The beach was situated near the Ocean Park neighborhood and Phillips Chapel Christian Methodist Episcopal (CME) Church, founded in 1905 as the first black church in Santa Monica, which also anchored an early African American settlement around 4th and Bay Streets. During the high season, hundreds of African Americans from throughout Southern California socialized, enjoyed the ocean breezes and swam at the Inkwell because they experienced less racial harassment there than at other area beaches.

Beachgoers
Verna Williams and Arthur Lewis at the Jim Crow era, African American
beach site (derogatorily called the "Inkwell") in Santa Monica, California,
1924. Los Angeles Public Library Online Collection

California had laws from as early as the 1890s about public beach access for all citizens, but sometimes those laws were not acknowledged by whites. There were unfortunate personal assaults on individual African Americans to inhibit their freedom at public beaches north and south of Santa Monica. By 1927, as a result of legal challenges led by the National Association of Colored People (NAACP), the California Courts upheld the laws put in place from 1893 to 1923 that provided equal access to any public beach in the state.

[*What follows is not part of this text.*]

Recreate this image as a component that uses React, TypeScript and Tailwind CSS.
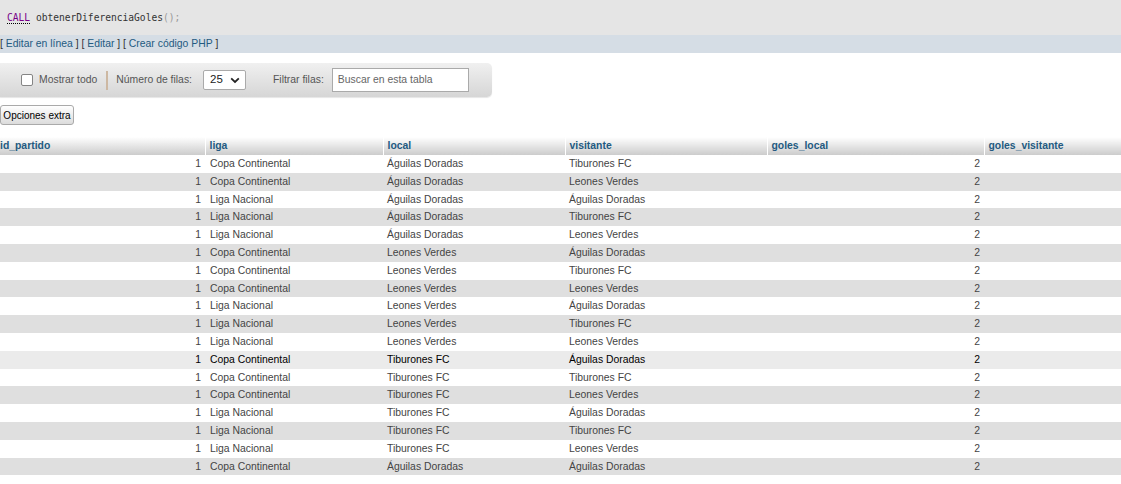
import React from 'react'

type Row = { liga: string, local: string, visitante: string }

const rows: Row[] = [
  { liga: 'Copa Continental', local: 'Águilas Doradas', visitante: 'Tiburones FC' },
  { liga: 'Copa Continental', local: 'Águilas Doradas', visitante: 'Leones Verdes' },
  { liga: 'Liga Nacional', local: 'Águilas Doradas', visitante: 'Águilas Doradas' },
  { liga: 'Liga Nacional', local: 'Águilas Doradas', visitante: 'Tiburones FC' },
  { liga: 'Liga Nacional', local: 'Águilas Doradas', visitante: 'Leones Verdes' },
  { liga: 'Copa Continental', local: 'Leones Verdes', visitante: 'Águilas Doradas' },
  { liga: 'Copa Continental', local: 'Leones Verdes', visitante: 'Tiburones FC' },
  { liga: 'Copa Continental', local: 'Leones Verdes', visitante: 'Leones Verdes' },
  { liga: 'Liga Nacional', local: 'Leones Verdes', visitante: 'Águilas Doradas' },
  { liga: 'Liga Nacional', local: 'Leones Verdes', visitante: 'Tiburones FC' },
  { liga: 'Liga Nacional', local: 'Leones Verdes', visitante: 'Leones Verdes' },
  { liga: 'Copa Continental', local: 'Tiburones FC', visitante: 'Águilas Doradas' },
  { liga: 'Copa Continental', local: 'Tiburones FC', visitante: 'Tiburones FC' },
  { liga: 'Copa Continental', local: 'Tiburones FC', visitante: 'Leones Verdes' },
  { liga: 'Liga Nacional', local: 'Tiburones FC', visitante: 'Águilas Doradas' },
  { liga: 'Liga Nacional', local: 'Tiburones FC', visitante: 'Tiburones FC' },
  { liga: 'Liga Nacional', local: 'Tiburones FC', visitante: 'Leones Verdes' },
  { liga: 'Copa Continental', local: 'Águilas Doradas', visitante: 'Águilas Doradas' },
]

const headers = ['id_partido', 'liga', 'local', 'visitante', 'goles_local', 'goles_visitante']
const widths = ['w-[205px]', 'w-[178px]', 'w-[182px]', 'w-[202px]', 'w-[217px]', '']

function Link({ children }: { children: React.ReactNode }) {
  return <a className="text-[#235a81] cursor-pointer">{children}</a>
}

export default function App() {
  const hovered = 11
  return (
    <div className="w-[1121px] h-[484px] overflow-hidden bg-white text-[10.4px] text-[#444]" style={{ fontFamily: '"Liberation Sans", Arial, sans-serif' }}>
      <div className="h-[35px] bg-[#e5e5e5] flex items-center pl-[7px] pt-[1px]">
        <code className="text-[9.6px] text-[#333]" style={{ fontFamily: '"DejaVu Sans Mono", monospace' }}>
          <span className="text-[#770088] border-b border-dotted border-black">CALL</span> obtenerDiferenciaGoles<span className="text-[#999]">();</span>
        </code>
      </div>
      <div className="h-[18px] bg-[#d5dde5] flex items-center text-[#333]">
        [&nbsp;<Link>Editar en línea</Link>&nbsp;] [&nbsp;<Link>Editar</Link>&nbsp;] [&nbsp;<Link>Crear código PHP</Link>&nbsp;]
      </div>

      <div className="mt-[10px] w-[492px] h-[34px] rounded-r-[5px] bg-gradient-to-b from-[#f0f0f0] to-[#d6d6d6] flex items-center text-[#555] shadow-[0_1px_1px_rgba(0,0,0,0.1)]">
        <span className="ml-[21px] w-[12px] h-[12px] border border-[#858585] rounded-[2px] bg-white"></span>
        <span className="ml-[6px]">Mostrar todo</span>
        <span className="ml-[9px] w-[2px] h-[19px] bg-[#cdb8a2]"></span>
        <span className="ml-[8px]">Número de filas:</span>
        <span className="ml-[11px] w-[43px] h-[20px] bg-white border border-[#aaa] rounded-[2px] flex items-center justify-between pl-[6px] pr-[5px] text-[#222] text-[11.5px]">
          25
          <svg width="10" height="7" viewBox="0 0 10 7"><path d="M1.2 1.4 L5 5 L8.8 1.4" fill="none" stroke="#222" strokeWidth="1.8" /></svg>
        </span>
        <span className="ml-[27px]">Filtrar filas:</span>
        <span className="ml-[8px] w-[137px] h-[24px] bg-white border border-[#aaa] flex items-center pl-[5px] text-[#666]">Buscar en esta tabla</span>
      </div>

      <div className="mt-[8px] w-[74px] h-[20px] border border-[#aaa] rounded-[3px] bg-gradient-to-b from-[#ffffff] to-[#dcdcdc] flex items-center justify-center text-black text-[10px]">
        Opciones extra
      </div>

      <table className="mt-[12px] w-[1121px] border-collapse table-fixed">
        <thead>
          <tr className="h-[18px]">
            {headers.map((h, i) => (
              <th key={h} className={`${widths[i]} bg-gradient-to-b from-[#ffffff] to-[#cccccc] text-left font-bold text-[#235a81] p-0 ${i === 0 ? 'pl-0' : 'pl-[4px]'} ${i < 5 ? 'border-r border-white' : ''}`}>
                {h}
              </th>
            ))}
          </tr>
        </thead>
        <tbody>
          {rows.map((r, i) => {
            const bg = i === hovered ? 'bg-[#ebebeb] text-black' : i % 2 === 1 ? 'bg-[#dfdfdf]' : 'bg-white'
            return (
              <tr key={i} className={`h-[17.8px] ${bg}`}>
                <td className="p-0 pr-[4px] text-right leading-[17.8px]">1</td>
                <td className="p-0 pl-[5px] leading-[17.8px]">{r.liga}</td>
                <td className="p-0 pl-[4px] leading-[17.8px]">{r.local}</td>
                <td className="p-0 pl-[4px] leading-[17.8px]">{r.visitante}</td>
                <td className="p-0 pr-[4px] text-right leading-[17.8px]">2</td>
                <td className="p-0 leading-[17.8px]"></td>
              </tr>
            )
          })}
        </tbody>
      </table>
    </div>
  )
}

By the mid-1920s exclusive beach clubs began to open near the foot of Pico Boulevard, pushing the Inkwell beach site south towards Bay and Bicknell Streets. At the same time the Santa Monica Bay Protective League blocked the development efforts of a black investment group, the Ocean Frontage Syndicate led by Norman O. Houston and Charles S. Darden, Esq., with plans to build a first-class resort with beach access where Shutters Hotel is located today. Pushed southward by exclusive clubs from which they were restricted and simultaneously denied their own club, the black community’s presence continued at the Ocean Park neighborhood beach as a comparatively safe haven from discrimination and harassment. 

As social and legal barriers began to crumble from 1948 to 1968, with the overturning of restrictive real estate covenants and the prohibition of most forms of discrimination, sites of African American leisure activity began to fade away. No longer a segregated space today, the Inkwell beach site includes the California Wash art installation and Crescent Bay Park. In 2008 the City of Santa Monica erected a monument at Bay Street and Oceanfront Walk, officially recognized the historic significance of the area and the early African American community there, including the first documented surfer of African and Mexican American descent, Nick Gabaldón (1927–1951).